Credit card defaults have been rising for about a year, and observers say measures that issuers have taken in recent months will make the problem worse, at least in the short term.
Issuers have been reducing the number of cards they offer, freezing balance transfers, and lowering credit limits. By decreasing the availability of credit to many consumers, analysts said, these measures could push more of them into defaults and raise chargeoff rates. However, some of the analysts also said issuers may be accelerating inevitable defaults, rather than causing defaults that would not happen otherwise.
Most major issuers said that their chargeoff rates rose in the second quarter, and they predicted incremental increases in defaults for the near term.
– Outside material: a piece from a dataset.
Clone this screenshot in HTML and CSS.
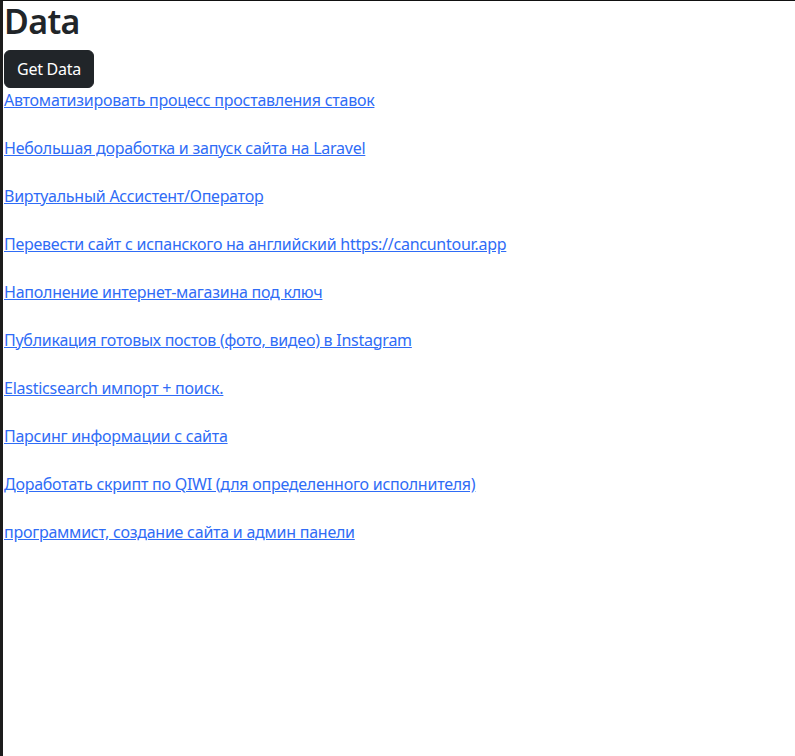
FILE: index.html
```html
<!DOCTYPE html>
<html lang="ru">
<head>
<meta charset="utf-8">
<title>Data</title>
<link rel="stylesheet" href="styles.css">
</head>
<body>
<div class="frame">
  <h1 class="title">Data</h1>
  <button class="btn-dark" type="button">Get Data</button>
  <div class="list">
    <a href="#">Автоматизировать процесс проставления ставок</a>
    <a href="#">Небольшая доработка и запуск сайта на Laravel</a>
    <a href="#">Виртуальный Ассистент/Оператор</a>
    <a href="#">Перевести сайт с испанского на английский https://cancuntour.app</a>
    <a href="#">Наполнение интернет-магазина под ключ</a>
    <a href="#">Публикация готовых постов (фото, видео) в Instagram</a>
    <a href="#">Elasticsearch импорт + поиск.</a>
    <a href="#">Парсинг информации с сайта</a>
    <a href="#">Доработать скрипт по QIWI (для определенного исполнителя)</a>
    <a href="#">программист, создание сайта и админ панели</a>
  </div>
</div>
</body>
</html>
```
FILE: styles.css
```css
html, body {
  margin: 0;
  padding: 0;
  background: #fff;
}
body {
  font-family: "Noto Sans", "Open Sans", sans-serif;
  font-size: 16px;
  line-height: 1.5;
  color: #212529;
}
.frame {
  min-height: 756px;
  border-top: 1px solid #111;
  border-left: 3px solid #1c1c1c;
  padding-left: 1px;
  box-sizing: border-box;
}
.title {
  margin: 0 0 8px;
  font-size: 33.9px;
  font-weight: 600;
  line-height: 1.2;
  letter-spacing: -0.6px;
}
.btn-dark {
  display: block;
  font-family: inherit;
  font-size: 16px;
  line-height: 24px;
  padding: 6px 12px;
  letter-spacing: -0.25px;
  color: #fff;
  background: #212529;
  border: 1px solid #212529;
  border-radius: 6px;
}
.list {
  display: flex;
  flex-direction: column;
  align-items: flex-start;
  gap: 24px;
  letter-spacing: -0.25px;
}
.list a {
  color: #2f6cf6;
  text-decoration: underline;
}
```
Bank of America Corp., which reported third-quarter earnings Monday after the market closed, said its chargeoff rate rose 173 basis points from a year earlier and 44 basis points from the second quarter, to 6.4%.
The Charlotte company also predicted further increases tied to rising unemployment.
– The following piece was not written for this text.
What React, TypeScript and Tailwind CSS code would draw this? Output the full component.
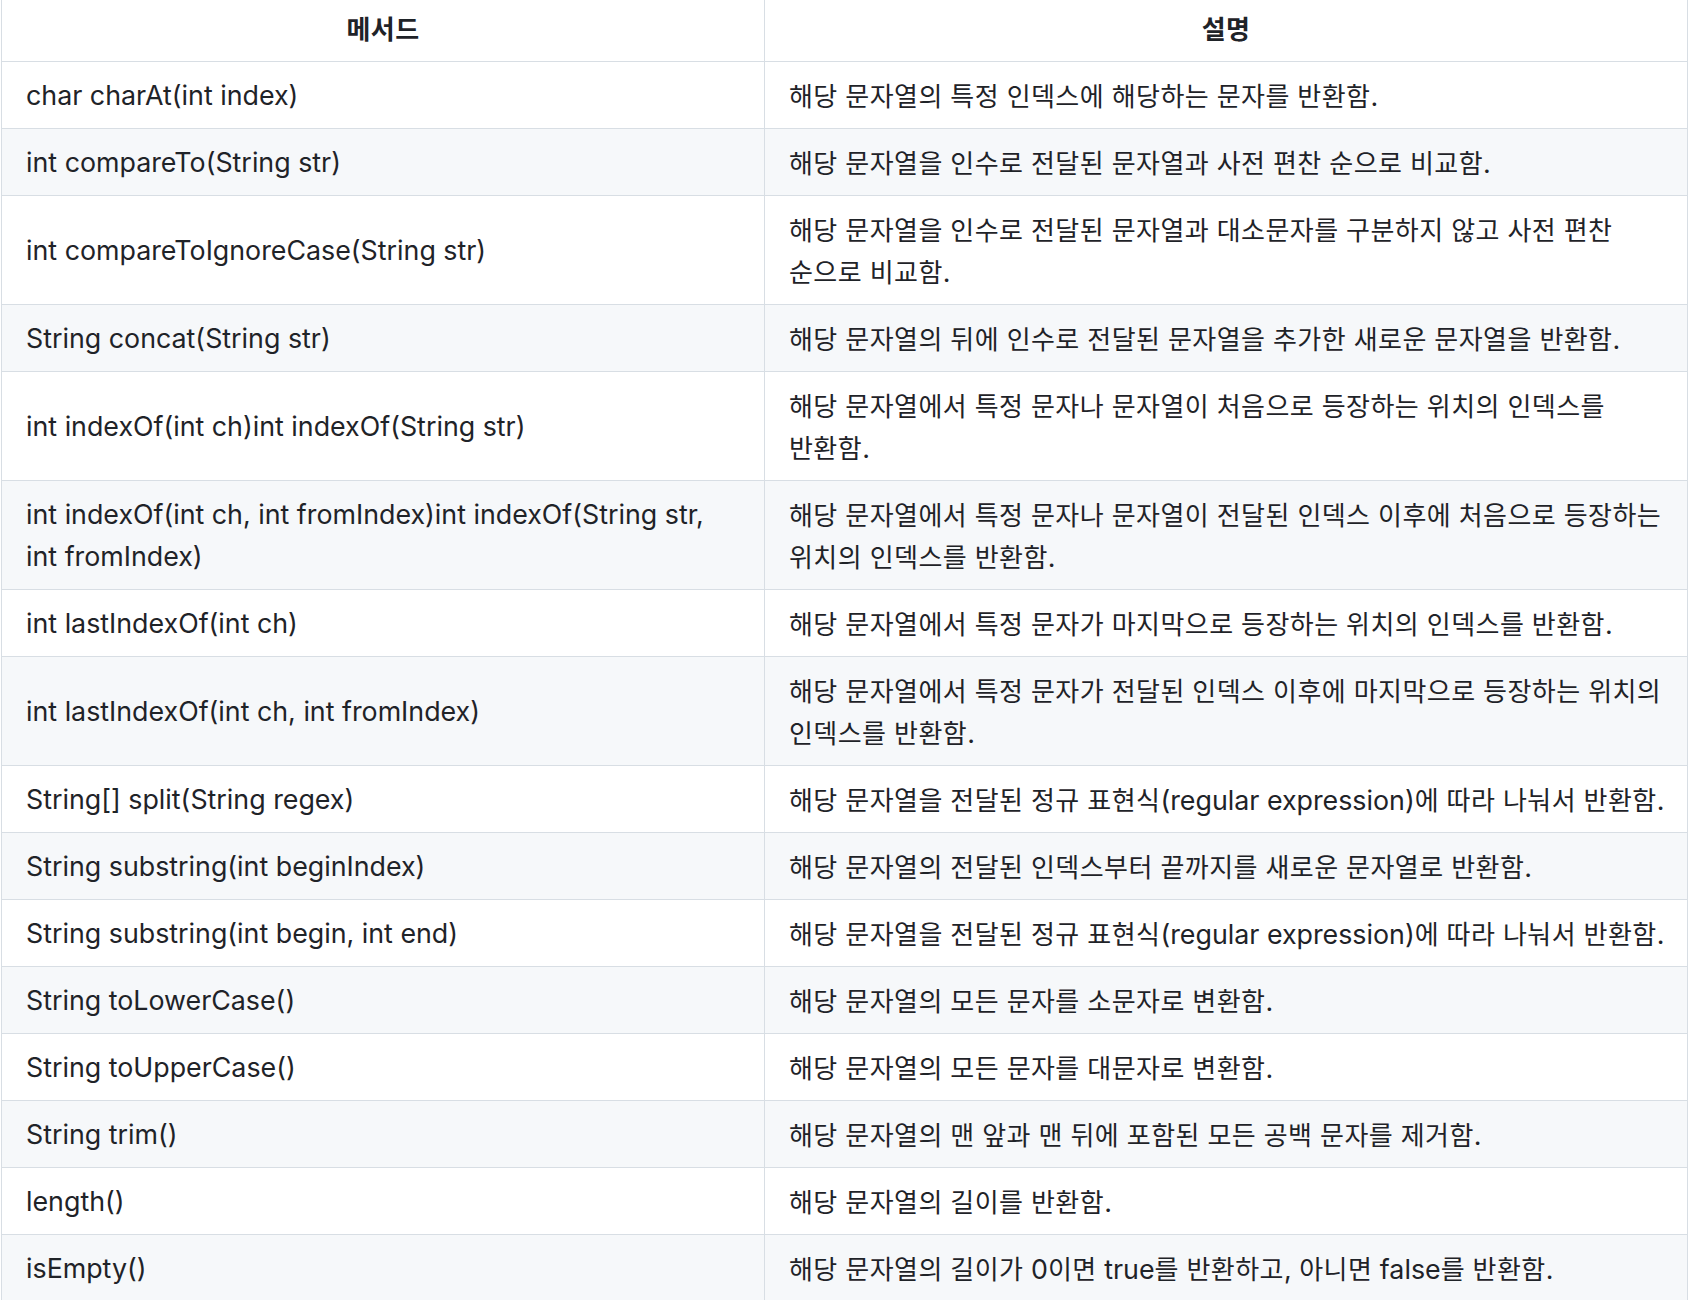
import React from "react";

type Row = { m: string[]; d: string[] };

const rows: Row[] = [
  { m: ["char charAt(int index)"], d: ["해당 문자열의 특정 인덱스에 해당하는 문자를 반환함."] },
  { m: ["int compareTo(String str)"], d: ["해당 문자열을 인수로 전달된 문자열과 사전 편찬 순으로 비교함."] },
  { m: ["int compareToIgnoreCase(String str)"], d: ["해당 문자열을 인수로 전달된 문자열과 대소문자를 구분하지 않고 사전 편찬", "순으로 비교함."] },
  { m: ["String concat(String str)"], d: ["해당 문자열의 뒤에 인수로 전달된 문자열을 추가한 새로운 문자열을 반환함."] },
  { m: ["int indexOf(int ch)int indexOf(String str)"], d: ["해당 문자열에서 특정 문자나 문자열이 처음으로 등장하는 위치의 인덱스를", "반환함."] },
  { m: ["int indexOf(int ch, int fromIndex)int indexOf(String str,", "int fromIndex)"], d: ["해당 문자열에서 특정 문자나 문자열이 전달된 인덱스 이후에 처음으로 등장하는", "위치의 인덱스를 반환함."] },
  { m: ["int lastIndexOf(int ch)"], d: ["해당 문자열에서 특정 문자가 마지막으로 등장하는 위치의 인덱스를 반환함."] },
  { m: ["int lastIndexOf(int ch, int fromIndex)"], d: ["해당 문자열에서 특정 문자가 전달된 인덱스 이후에 마지막으로 등장하는 위치의", "인덱스를 반환함."] },
  { m: ["String[] split(String regex)"], d: ["해당 문자열을 전달된 정규 표현식(regular expression)에 따라 나눠서 반환함."] },
  { m: ["String substring(int beginIndex)"], d: ["해당 문자열의 전달된 인덱스부터 끝까지를 새로운 문자열로 반환함."] },
  { m: ["String substring(int begin, int end)"], d: ["해당 문자열을 전달된 정규 표현식(regular expression)에 따라 나눠서 반환함."] },
  { m: ["String toLowerCase()"], d: ["해당 문자열의 모든 문자를 소문자로 변환함."] },
  { m: ["String toUpperCase()"], d: ["해당 문자열의 모든 문자를 대문자로 변환함."] },
  { m: ["String trim()"], d: ["해당 문자열의 맨 앞과 맨 뒤에 포함된 모든 공백 문자를 제거함."] },
  { m: ["length()"], d: ["해당 문자열의 길이를 반환함."] },
  { m: ["isEmpty()"], d: ["해당 문자열의 길이가 0이면 true를 반환하고, 아니면 false를 반환함."] },
];

function Mixed({ text }: { text: string }) {
  const parts = text.split(/([\uAC00-\uD7A3]+)/);
  return (
    <>
      {parts.map((p, i) =>
        /[\uAC00-\uD7A3]/.test(p) ? (
          <span key={i} className="font-['Noto_Sans_CJK_KR',sans-serif] text-[26px] tracking-[0.45px]">
            {p}
          </span>
        ) : (
          <span key={i}>{p}</span>
        )
      )}
    </>
  );
}

function Lines({ lines }: { lines: string[] }) {
  return (
    <>
      {lines.map((l, i) => (
        <div key={i} className="whitespace-nowrap h-[42px]">
          <Mixed text={l} />
        </div>
      ))}
    </>
  );
}

export default function App() {
  return (
    <div className="w-[1690px] h-[1300px] bg-white overflow-hidden">
      <table className="ml-px w-[1687px] border-collapse table-fixed font-['Inter','Noto_Sans_CJK_KR',sans-serif] text-[26.8px] leading-[42px] text-[#1f2328]">
        <colgroup>
          <col className="w-[763px]" />
          <col />
        </colgroup>
        <thead>
          <tr className="bg-white">
            <th className="border border-[#d8dee4] border-t-0 px-6 pt-[7px] pb-[12px] text-center font-bold">
              <Lines lines={["메서드"]} />
            </th>
            <th className="border border-[#d8dee4] border-t-0 px-6 pt-[7px] pb-[12px] text-center font-bold">
              <Lines lines={["설명"]} />
            </th>
          </tr>
        </thead>
        <tbody>
          {rows.map((r, i) => (
            <tr key={i} className={i % 2 === 1 ? "bg-[#f6f8fa]" : "bg-white"}>
              <td className="border border-[#d8dee4] px-6 py-3 align-middle text-left">
                <Lines lines={r.m} />
              </td>
              <td className="border border-[#d8dee4] px-6 py-3 align-middle text-left">
                <Lines lines={r.d} />
              </td>
            </tr>
          ))}
        </tbody>
      </table>
    </div>
  );
}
"Clearly, with current net losses at 6.4%, should unemployment rise above 7%, we would expect to see losses exceed 7%," Joe Price, B of A's chief financial officer, said on a conference call.
The company has taken "loss mitigation initiatives" in its card portfolio, "including increased collection efforts and tighter account management," he said.
In a report scheduled for release Tuesday, the consulting firm Innovest Strategic Value Advisors predicts that industrywide chargeoffs will rise precipitously, peaking next quarter at 10%, a rate far higher than the numbers posted for the second quarter by most major issuers. (One exception was Washington Mutual Inc., which charged off 10.8% of its card portfolio. JPMorgan Chase & Co., which recently bought Wamu's banking operations, has said it would let half of the portfolio run off.)
Laura Nishikawa, an analyst with Innovest who co-wrote the report, said in an interview last week that issuers have been helping to drive up chargeoff rates by taking steps like freezing balance transfers, reducing lines, and limiting access to other types of consumer credit, like home equity lines.
These typical risk management tactics are having an "unintended consequence," Ms. Nishikawa said. "When they reduce credit availability, consumers won't have the ability to roll" their debt over, and the issuers will essentially force customers into default.
Cynthia Ullrich, a senior director in the asset-backed securities group at Fitch Inc., said that the tightening of lending standards for current cardholders could lead to a short-term increase in chargeoffs.
But that result is "something issuers would do knowingly," she said. Issuers "shrink the denominator" of available credit "in order to have lower losses in the long-term," even though "it could definitely result in higher losses for a short period of time."
Craig Maurer, an analyst at Credit Agricole Group's Calyon Securities, agreed.
"By capping the credit lines, they're probably actually limiting what the peak loss rate would be," he said. "They're probably shortening the time to that peak, but I imagine they're also controlling that peak." Some consumers who would otherwise survive may be pushed into default by these measures, but "that's not going to be the majority," Mr. Maurer said.
The tightening of standards "becomes a little more problematic in the case of small businesses" that rely on credit cards, he said, when their "employees are out there with a fleet of business cards" and "find their credit lines cut down to an existing balance."
Ken Clayton, the senior vice president in charge of card policy for the American Bankers Association, said issuers' "risk management activities" are not driving the rising losses. "It's the economy."
Those activities include reducing account limits, raising interest rates, increasing the minimum credit score for receiving credit offers, and reducing the number of overall offers. The Chicago market research firm Mintel International Group Ltd. said the second-quarter volume of credit card mail solicitations fell almost 15% from a year earlier, to 1.54 billion.
On Tuesday the Federal Reserve Board said revolving consumer debt, excluding loans secured by real estate, fell 0.8% in August from July, to $969 billion.
Keith Horowitz, an equity analyst at Citigroup Inc., wrote in a note to investors Monday that B of A's unsecured consumer lending business accounted for $1.3 billion of a $2 billion increase in the company's third-quarter loan-loss reserves. A "sharper increase" in net chargeoffs than in delinquencies at the company "is reflective of tighter credit conditions," Mr. Horowitz wrote. He also predicted that B of A's credit card losses would peak at 8% to 9%.
Other observers cited the rising price of consumer goods and an increase in personal bankruptcy filings (which jumped more than 26% in the first quarter from a year earlier, to almost 237,000, according to a PaymentsSource analysis of U.S. Bankruptcy Court data).
Mr. Maurer said issuers, having learned from the mortgage crisis, are trying to avert a similar fate by pulling back on lending preemptively. "If you're allowing someone who is accessing credit just to pay off other credit, you're not fixing the problem, just moving it. That's sort of what's gotten us into the hot water in the first place."